Garcia agreed that getting together helps. “We talk about parking, lighting, anything that affects businesses and the neighborhood. Knowing other owners personally is very important.”
Making pernil

Making pernil at home can also be fun and easy. All the ingredients are available at food stores in the Latin Quarter, including Hi-Lo Foods at 407 Centre St. and many bodegas.

Although recipes vary from cook to cook (Search for “pernil” online to see a selection.), pernil always involves making a spicy paste or sauce and marinating a pork shoulder or hind leg cut in it before roasting it in the oven.

The paste is usually made with olive oil and spices, including garlic, salt, pepper, oregano and other Latin chilis. Some cooks like to add their own touches, including orange juice or wine. A mix of spices called “Adobo” is available at stores that can be used as a partial short-cut.

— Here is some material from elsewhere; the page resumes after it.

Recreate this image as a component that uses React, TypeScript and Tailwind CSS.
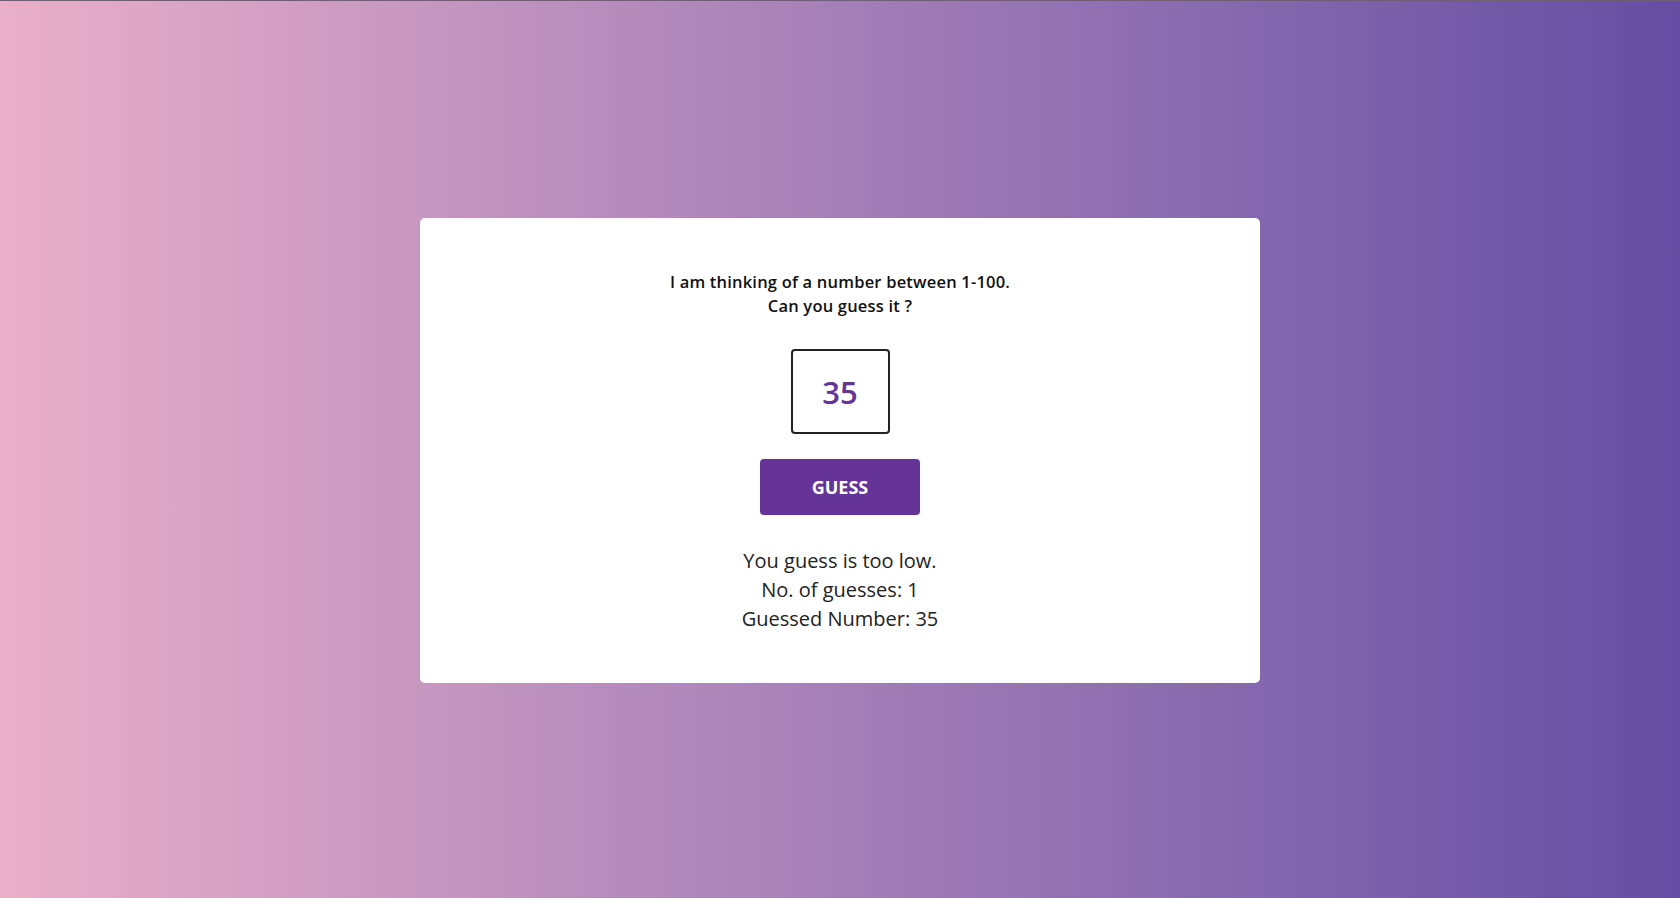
import { useState } from 'react'

const SECRET = 62

export default function App() {
  const [value, setValue] = useState('35')
  const [count, setCount] = useState(1)
  const [last, setLast] = useState(35)
  const [message, setMessage] = useState('You guess is too low.')

  function handleGuess() {
    const n = Number(value)
    if (!n) return
    setCount(count + 1)
    setLast(n)
    if (n < SECRET) setMessage('You guess is too low.')
    else if (n > SECRET) setMessage('You guess is too high.')
    else setMessage('You guessed it right!')
  }

  return (
    <div
      className="min-h-screen w-full flex items-center justify-center pt-[2px] bg-gradient-to-r from-[#eaafc8] to-[#654ea3] border-t border-[#6e5f72]"
      style={{ fontFamily: '"Open Sans", "Liberation Sans", sans-serif' }}
    >
      <div className="w-[840px] bg-white rounded-[5px] flex flex-col items-center pt-[52px] pb-[50px]">
        <p className="text-[16.5px] leading-[24px] font-semibold text-[#111] text-center tracking-[0.2px]">
          I am thinking of a number between 1-100.
          <br />
          Can you guess it ?
        </p>

        <input
          type="text"
          value={value}
          onChange={(e) => setValue(e.target.value)}
          className="mt-[31px] w-[99px] h-[85px] border-2 border-[#222] rounded-[4px] text-center text-[31px] font-semibold text-[#663399] outline-none"
        />

        <button
          onClick={handleGuess}
          className="mt-[25px] w-[160px] h-[56px] rounded-[4px] bg-[#663399] text-white text-[18px] font-bold"
        >
          GUESS
        </button>

        <div className="mt-[31px] text-[20px] leading-[29px] text-[#222] text-center">
          <p>{message}</p>
          <p>No. of guesses: {count}</p>
          <p>Guessed Number: {last}</p>
        </div>
      </div>
    </div>
  )
}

The cook cuts into the shoulder, making holes an inch or more deep and an inch wide. The paste is poured into the holes and basted onto the shoulder. After refrigerating the mix for anywhere from six hours to three days (depending on the recipe), the shoulder is roasted at about 350 degrees. The fatty outer layer can be removed before serving, or the shoulder can be cooked at a higher temperature for about 20 minutes at the end to make it crispy.